Padahal, mengosongkan pikiran untuk fokus bukan hal mudah bagi sebagian orang. Namun, Guru Meditasi asal Himalaya, Yongey Mingyur Rinpoche mengatakan bahwa sebenarnya meditasi tak sesulit yang dibayangkan banyak orang.
Ia menjelaskan, meditasi secara umum dibagi menjadi dua jenis, yakni meditasi formal dan informal. Pada meditasi formal, seseorang akan melakukannya dengan perlengkapan yang diperlukan seperti alas duduk hingga pakaian yang nyaman.
"Sedangkan meditasi informal bisa dilakukan dimanapun, kapanpun dan dalam kondisi apapun. Bahkan, saat Anda kerja atau menyetir mobil," ujar Mingyur pada temu media di Jakarta, beberapa waktu lalu.
Alasannya, dia menambahkan, meditasi pada prinsipnya adalah melatih sistem pernapasan, seperti menarik dan membuang napas. Namun dilakukan dengan lebih rileks dan harus dihitung berapa kali jumlah napas selama hitungan tertentu.
Ia pun mengatakan bahwa cara bernapas saat meditasi sama dengan yang biasa dilakukan setiap orang sehari-hari. Hitungan saat bernapas mutlak harus diingat selama periode meditasi.
"Ketika kita fokus menghitung jumlah napas, maka pikiran yang bersliweran akan hilang dengan sendirinya. Karena pada dasarnya meditasi bukan menghilangkan isi pikiran kita, itu keliru," ungkapnya.
Bahkan, Mingyur mengatakan, durasi meditasi bukan menjadi patokan keberhasilan manfaat yang akan kita dapatkan. Justru katanya, kualitas saat meditasi lebih penting dibandingkan durasi.

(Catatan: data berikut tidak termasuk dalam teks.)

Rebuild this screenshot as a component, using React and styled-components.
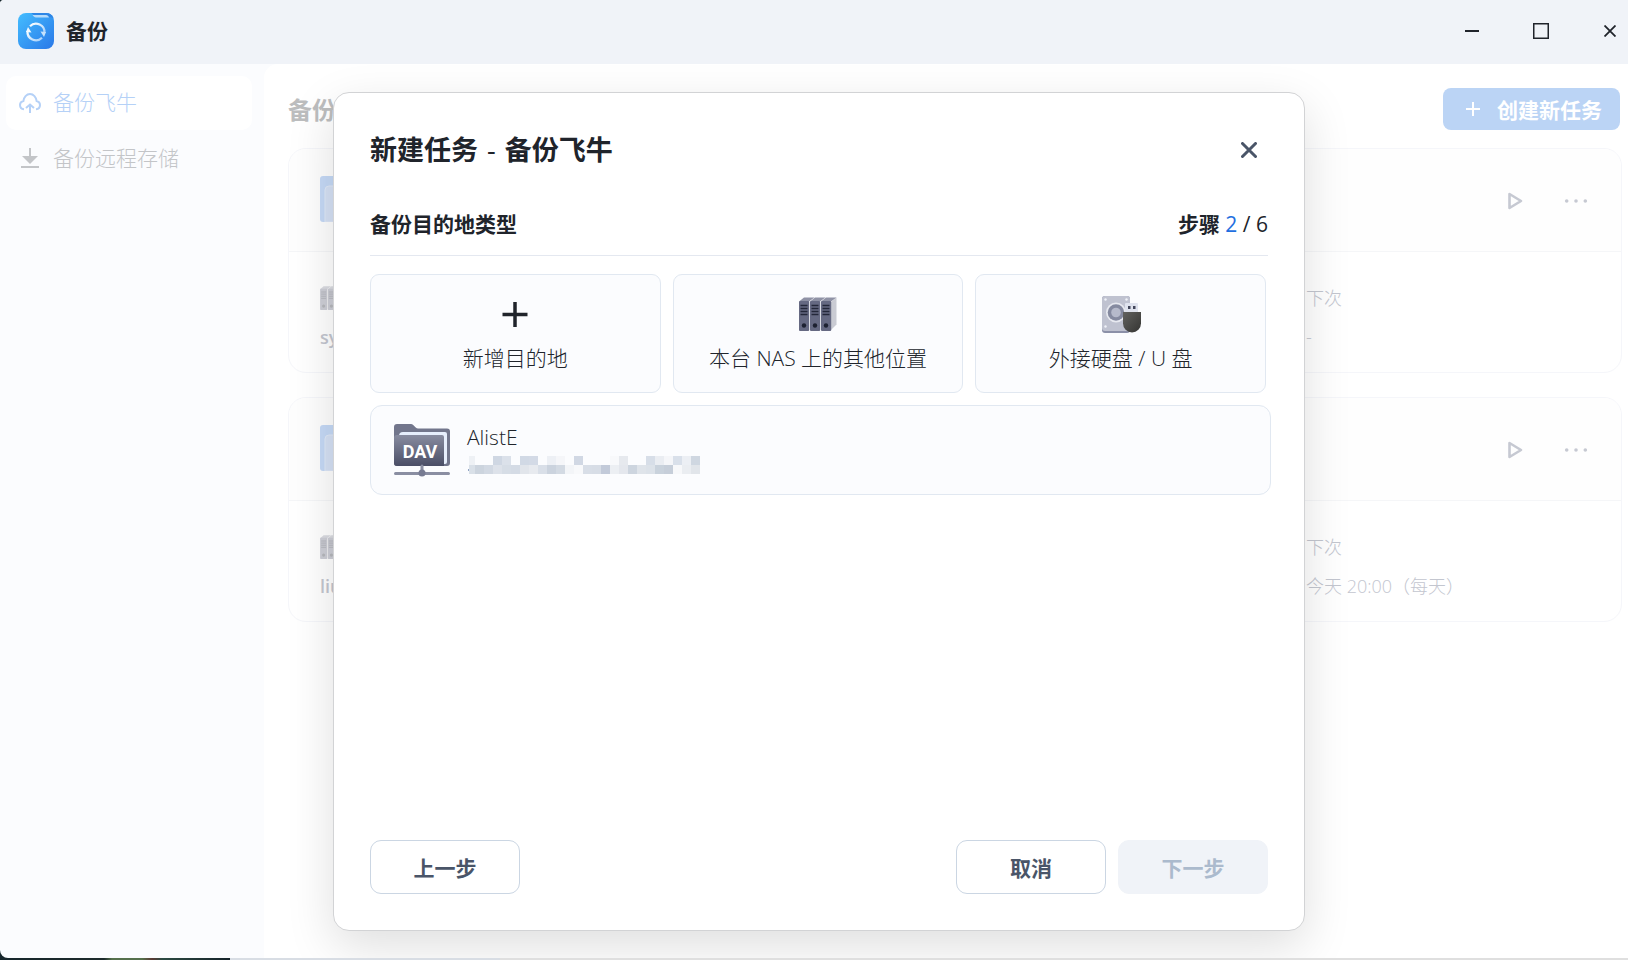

"Meditasi bukan tergantung lamanya, tapi kualitas lebih penting. Kalau hanya bisa sampai hitungan satu napas, dua napas, nggak masalah, asal dilakukan secara rutin setiap hari," tambah dia.
Ia menuturkan, meditasi yang rutin dan berkualitas akan mendatangkan manfaat bagi pelakunya. Antara lain, meningkatkan fungsi otak yang berperan memproduksi hormon bahagia sekaligus meningkatkan sistem kekebalan tubuh.